For our home-grown "humanitarians," this apparently isn't enough.
Right now, a federal court is being asked to rule on an injunction forbidding the transfer of "detainees" (i.e. Taliban prisoners) to Afghan prisons for fear they may be tortured.
Not that prisoners are being tortured or abused, or will be tortured, but that they "may" be so abused.
What a bunch of horsefeathers!
In a sworn affidavit on behalf of the Harper government, Brig.-Gen. Andre Deschamps (chief of staff in Afghanistan, responsible for combat operations) says being forbidden to hand over prisoners could curtail the whole Canadian mission in Afghanistan.
Canada is not (one hopes) going to establish a Canadian-run prison camp in Afghanistan -- and thereby violate Afghan sovereignty.
Nor, as Deschamps warns, are Canadians likely to release combatants they capture, or release them on their bond that they'll be good chaps, or that Canadian soldiers will simply back off fighting and not indulge in combat operations that risk capturing prisoners.
No, an order not to turn captured enemy over to the Afghan control -- as Amnesty International Canada and the B.C. Civil Liberties Association advocate -- is likely to have a far more disastrous effect than the do-gooders expect.
In other wars, when there have been no arrangements for clearing prisoners, the result has often been that no prisoners are taken. Those who surrender are simply shot. Is this what humanitarian groups want -- thereby unleashing a scandal of a different sort?
Canadian soldiers, as a given, do not torture prisoners. Yes, it can happen, and did happen in Somalia -- and look at the fuss that resulted.
Eventually, the government shut down the Somalia inquiry before it determined who was responsible for the torture-murder of Shidane Arone.
In Afghanistan, Canadians already carry out inspections of prisons where Taliban fighters they've captured are incawrcerated. These prisons are not like federal prisons in Canada. The Afghan tradition is rougher than our customs. So what? Again, it's their country and our troops, NATO and U.S. troops are there to provide security and order for the Afghan people, not to administer welfare or social services to the Taliban (or al-Qaida) who seek to impose a theocratic, oppressive dictatorship as they once did.

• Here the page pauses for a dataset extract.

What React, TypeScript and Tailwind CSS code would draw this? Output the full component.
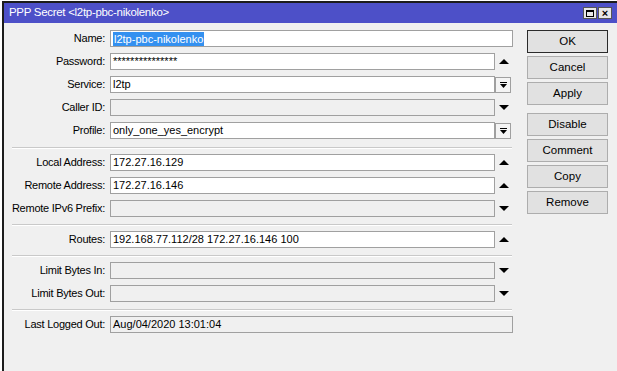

Giving humanitarian busy-bodies the benefit of doubt and assuming their intentions are well-intended, the reality is that if the courts okay their injunction the very people they seek to help will be more vulnerable.
If they want a western-style prison in Afghanistan, let them pressure the UN to establish one -- a pathetic cure-all for captured Taliban extremists, but par for the course for those with soft hearts and softer heads.
Don't expect Canadian soldiers to run such a foolish facility. How Taliban prisoners who've been killing Canadians in open battle or by roadside bombs are being treated is a low priority for most Canadians.
And forget about Geneva Conventions -- which don't (or shouldn't) apply to an enemy that ignores or rejects them.
Our guys may kill those trying to kill them, but we don't torture them. Nor does our military encourage torture. Period. That's good enough for most of us who support our troops and their Afghan mission, which steadily is being won.